Because the doctrine depended on MAD, the USA and the USSR agreed that they would not develop anti-missile missiles, though that is what the USA’s Strategic Defence Initiative was. It ultimately led to the end of the Cold War. While Pakistan may not be able to develop an anti-ballistic missile missile, it can opt to complete its triad by working on obtaining a nuclear submarine fleet. The presence of all the service chiefs as well as the Chairman Joint Chiefs at the Babar III test indicates the importance all attached to it. While inter-service rivalry might exist over which is to control the nuclear weapon, the triad means that each service has its own.

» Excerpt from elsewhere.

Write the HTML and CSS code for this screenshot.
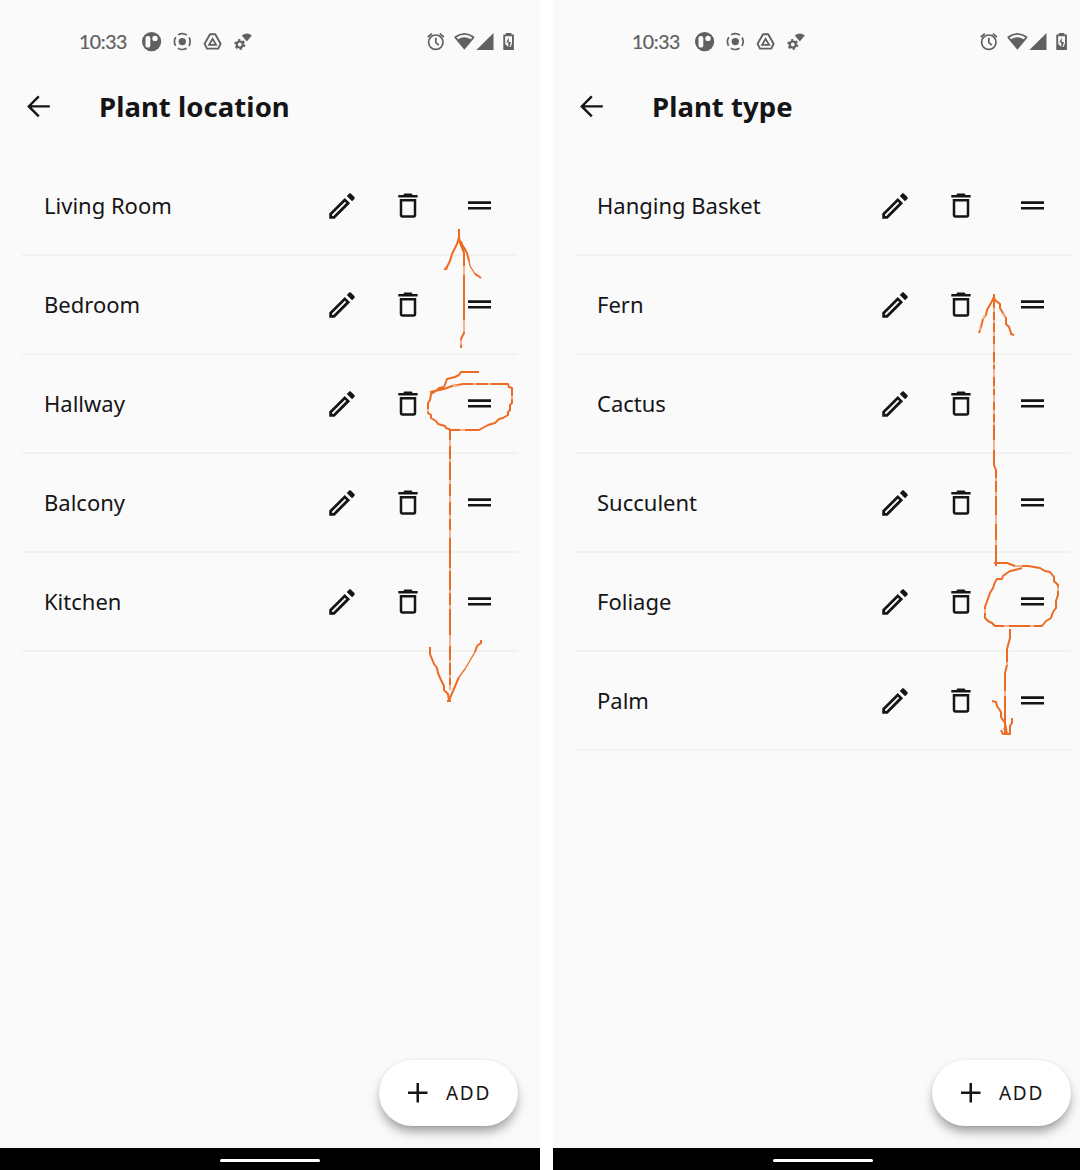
FILE: index.html
```
<!DOCTYPE html>
<html lang="en">
<head>
<meta charset="utf-8">
<title>Plant settings</title>
<link rel="stylesheet" href="styles.css">
<script src="lists.js" defer></script>
</head>
<body>
<svg class="sprite" aria-hidden="true">
  <symbol id="left-status" viewBox="0 0 120 24">
    <circle cx="14.600" cy="11.600" r="9.600"/>
    <rect x="8.500" y="6" width="4.800" height="11.600" rx="2.200" fill="#fafafa"/>
    <circle cx="18" cy="8.400" r="2.700" fill="#fafafa"/>
    <circle cx="45.300" cy="11.600" r="3.700"/>
    <circle cx="45.300" cy="11.600" r="7.900" fill="none" stroke="currentColor" stroke-width="1.700" stroke-dasharray="9.200 3.210" stroke-dashoffset="4.600"/>
    <path d="M73 4.200h5.200l5.400 9.600-2.400 4.800H70l-2.400-4.800z" fill="none" stroke="currentColor" stroke-width="1.900" stroke-linejoin="round"/>
    <path d="M75.600 8.900l3.500 6h-7z" fill="none" stroke="currentColor" stroke-width="1.800"/>
    <circle cx="102.800" cy="14.500" r="3" fill="none" stroke="currentColor" stroke-width="2.200"/>
    <circle cx="102.800" cy="14.500" r="4.600" fill="none" stroke="currentColor" stroke-width="1.800" stroke-dasharray="2.400 2.417"/>
    <path d="M104.800 5.400q5-3.800 10 0l-5 6z"/>
  </symbol>
  <symbol id="right-status" viewBox="0 0 96 24">
    <circle cx="15.800" cy="12.200" r="7.200" fill="none" stroke="currentColor" stroke-width="1.700"/>
    <path d="M15.800 7.700v4.900l3 2.500M7.800 7l4-3.400M23.800 7l-4-3.400" fill="none" stroke="currentColor" stroke-width="1.700"/>
    <path d="M35 7.300q9.400-6.800 18.800 0" fill="none" stroke="currentColor" stroke-width="1.800"/>
    <path d="M34.200 7.400L44.400 19.700 54.600 7.400 53 6.400 50.800 9.200q-6.400-4-12.800 0L35.800 6.400z"/>
    <path d="M56.400 20L73.500 3v17z"/>
    <path d="M83.300 4.400h2.500V3h5.600v1.400h2.500V20H83.300z"/>
    <path d="M85.200 6.200h6.800v7.300l-1.500 3.500h-1l1.500-5h-2.200V7.400L86.300 12.600h2v4.400L85.200 14z" fill="#fafafa"/>
  </symbol>
  <symbol id="back" viewBox="0 0 24 24"><path d="M11.800 1.400L1.800 11.400l10 10M2 11.400h20.800" fill="none" stroke="currentColor" stroke-width="2.400"/></symbol>
  <symbol id="edit" viewBox="0 0 24 24"><path d="M14.060 9.020l.920.920L5.920 19H5v-.920l9.060-9.060M17.660 3c-.250 0-.510.100-.700.290l-1.600 1.600 3.750 3.750 1.600-1.600c.390-.390.390-1.020 0-1.410l-2.340-2.340c-.200-.200-.450-.290-.710-.290zm-3.700 3.290L3 17.250V21h3.750L17.710 10.040l-3.750-3.750z"/></symbol>
  <symbol id="trash" viewBox="0 0 20 26">
    <path d="M.3 1.900h5l1-1.300h7.300l1 1.300h5v2.500H.3z"/>
    <path d="M3 7.200h14v14.900q0 1.400-1.400 1.400H4.400Q3 23.500 3 22.100z" fill="none" stroke="currentColor" stroke-width="2.500"/>
  </symbol>
  <symbol id="handle" viewBox="0 0 23 9"><path d="M0 .3h23v2.600H0zM0 6h23v2.600H0z"/></symbol>
  <symbol id="plus" viewBox="0 0 20 20"><path d="M8.500 0h2.500v8.500h8.500v2.500H11v8.500H8.500V11H0V8.500h8.500z"/></symbol>
</svg>
<main class="screens">
  <section class="phone">
    <header class="status"><span class="clock">10:33</span><svg class="status-left"><use href="#left-status"/></svg><svg class="status-right"><use href="#right-status"/></svg></header>
    <div class="appbar"><svg class="back"><use href="#back"/></svg><h1>Plant location</h1></div>
    <ul class="list" data-items="Living Room,Bedroom,Hallway,Balcony,Kitchen"></ul>
    <div class="actions"><button class="add"><svg class="plus"><use href="#plus"/></svg><span>ADD</span></button></div>
    <footer class="navbar"><i></i></footer>
    <svg class="ink" viewBox="0 0 540 1170">
      <path d="M459 229v8l-2 7-5 10-2 7-3 6-1 3M459 237l1 6 2 5 2 5v80l-3 6v9M461 241l2 6 4 6 2 8M475 274l2 1 4 3"/>
      <path class="thin" d="M446 267l-2 3M469 261l1 5 5 8M460 241l6 9"/>
      <path d="M479 372h-18l-2 3-4 2-4 1-4 1-3 8M430 392l14-3 8-3 11-2h45l1 3 3 1v15l-2 2v5l-2 2v3l-5 3-4 1-4 4-7 2-9 5h-28l-5-2-1-2-7-2-2-3-5-3v-3l-3-2v-10l2-3 1-6 5-3 3-3 5-1M450 430v260"/>
      <path d="M430 647v7l4 10 3 4 1 5 3 7 3 6v4l4 4 1 7 1-3 9-21M481 640v3l-4 3-2 6M447 701h4"/>
      <path class="thin" d="M475 652l-10 17-6 8"/>
      <path class="gaps" d="M450 440v6M450 459v3M450 480v4M450 496v6M450 515v4M450 530v8M450 568v3M450 590v3M450 605v4M450 635v11M450 660v3M450 675v3M450 685v5M464 266v9M464 320v12M461 340v5M453 386h5M473 384h3M488 384h3M460 430h5M512 396v3M428 409v3"/>
    </svg>
  </section>
  <section class="phone">
    <header class="status"><span class="clock">10:33</span><svg class="status-left"><use href="#left-status"/></svg><svg class="status-right"><use href="#right-status"/></svg></header>
    <div class="appbar"><svg class="back"><use href="#back"/></svg><h1>Plant type</h1></div>
    <ul class="list" data-items="Hanging Basket,Fern,Cactus,Succulent,Foliage,Palm"></ul>
    <div class="actions"><button class="add"><svg class="plus"><use href="#plus"/></svg><span>ADD</span></button></div>
    <footer class="navbar"><i></i></footer>
    <svg class="ink" viewBox="0 0 540 1170">
      <path d="M441 294v171l2 5v96M441 297l-3 6-4 7-1 5-3 4-2 8-2 6M441 297l1 3 5 4v4l4 7 2 3v6l3 3 2 6v1l3 1"/>
      <path d="M441 563h13l8 3h13l12 2 5 3 5 1 4 5v4l4 4v10l-2 6v7l-3 4-2 6-5 3-4 5h-47l-3-3-4-2-3-3v-11l5-14 3-5 2-6 2-3h5l1-3 4-3 3-2 5-1 7-2"/>
      <path d="M457 629v9l-3 11v16l-2 8v61M439 701l4 1 1 4 4 6v5l4 6 2 11M459 718v5l-2 3v8h-7l-2-4M454 734l-3-6"/>
      <path class="gaps" d="M441 308v4M441 320v3M441 332v4M441 344v8M441 362v3M441 369v8M441 386v3M441 395v7M441 410v4M441 422v3M441 440v10M443 478v3M443 492v4M443 515v9M443 540v5M452 691v5M454 662v3M430 319l2-4M427 330v-3M449 313l3 4M462 566h7M451 626h5M477 626h4M505 587v4M432 609v4"/>
    </svg>
  </section>
</main>
</body>
</html>
```
FILE: styles.css
```
* { box-sizing: border-box; }
body { margin: 0; background: #fff; font-family: "Noto Sans", sans-serif; color: #151517; }
svg { display: block; fill: currentColor; flex: none; }
.sprite { position: absolute; width: 0; height: 0; }
.screens { display: grid; grid-template-columns: 540px 540px; column-gap: 13px; width: 1080px; height: 1170px; overflow: hidden; }
.phone { position: relative; display: flex; flex-direction: column; height: 1170px; background: #fafafa; }
.status { display: flex; align-items: center; height: 60px; padding: 24px 24px 0 79px; color: #606060; }
.clock { width: 58px; font: 400 19.5px/36px "Lato", sans-serif; letter-spacing: -.45px; -webkit-text-stroke: .2px; }
.status-left { width: 120px; height: 24px; margin-top: -1px; }
.status-right { width: 96px; height: 24px; margin-left: auto; margin-top: -1px; }
.appbar { display: flex; align-items: center; height: 97px; padding: 0 27px 4px; }
.back { width: 24px; height: 24px; }
h1 { margin: 0 0 0 48px; font-size: 27.5px; line-height: 36px; font-weight: 700; letter-spacing: .06px; }
.list { margin: 0 22px; padding: 0; list-style: none; }
.row { display: flex; align-items: center; height: 99px; padding: 0 27px 0 22px; border-bottom: 2px solid #f1f1f1; }
.name { flex: 1; padding-bottom: 2px; font-size: 22px; line-height: 30px; }
.edit { width: 34px; height: 34px; }
.trash { width: 20px; height: 26px; margin: 0 50px 0 39px; }
.handle { width: 23px; height: 9px; }
.actions { display: flex; justify-content: flex-end; margin-top: auto; padding: 0 22px 22px 0; }
.add { display: flex; align-items: center; gap: 18px; width: 139px; height: 66px; padding: 0 0 0 29px; border: 0; border-radius: 33px; background: #fff; color: inherit; font: 400 19px/26px "Noto Sans", sans-serif; letter-spacing: 1.7px; box-shadow: 0 7px 12px -2px #0006, 0 0 3px #0001; }
.plus { width: 20px; height: 20px; }
.navbar { display: flex; justify-content: center; align-items: center; height: 22px; padding-top: 2px; background: #000; }
.navbar i { width: 100px; height: 3px; border-radius: 2px; background: #fff; }
.ink { position: absolute; inset: 0; width: 540px; height: 1170px; fill: none; stroke: #ed6b23; stroke-width: 2; stroke-linejoin: round; pointer-events: none; }
.gaps { stroke: #f6b28f; }
.thin { stroke-width: 1.3; }
```
FILE: lists.js
```
const icon = name => `<svg class="${name}"><use href="#${name}"/></svg>`;
document.querySelectorAll('.list').forEach(list => {
  list.innerHTML = list.dataset.items.split(',').map(item =>
    `<li class="row"><span class="name">${item}</span>${icon('edit')}${icon('trash')}${icon('handle')}</li>`).join('');
});
```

Now that each service has entered the nuclear age, it might be well to face the future, where the two rivals might see themselves locked into an ever-increasing nuclear spiral. Pakistan is behind in not having nuclear submarines. The next step would be to acquire them. Then one side might proceed to beef up its air leg by acquiring bombers that can not only fire ALCMs, but remain in the air, cruising for long periods. The need for secure satellites will drive the need for their own satellites. India is the one that, so far, has initiated major changes in the nuclear balance. Pakistan has merely followed suit. India should realise that, if it continues to follow the old Cold War nuclear calculus, Pakistan will follow suit. In the process, both might well be bankrupted. India would do well to remember that Russia lost the Cold War without a shot being fired because it could not afford the expense of the arms race.

Hydrogen bombs are probably going  to be one of the next goals of both nuclear establishments, now that they have completed the triads.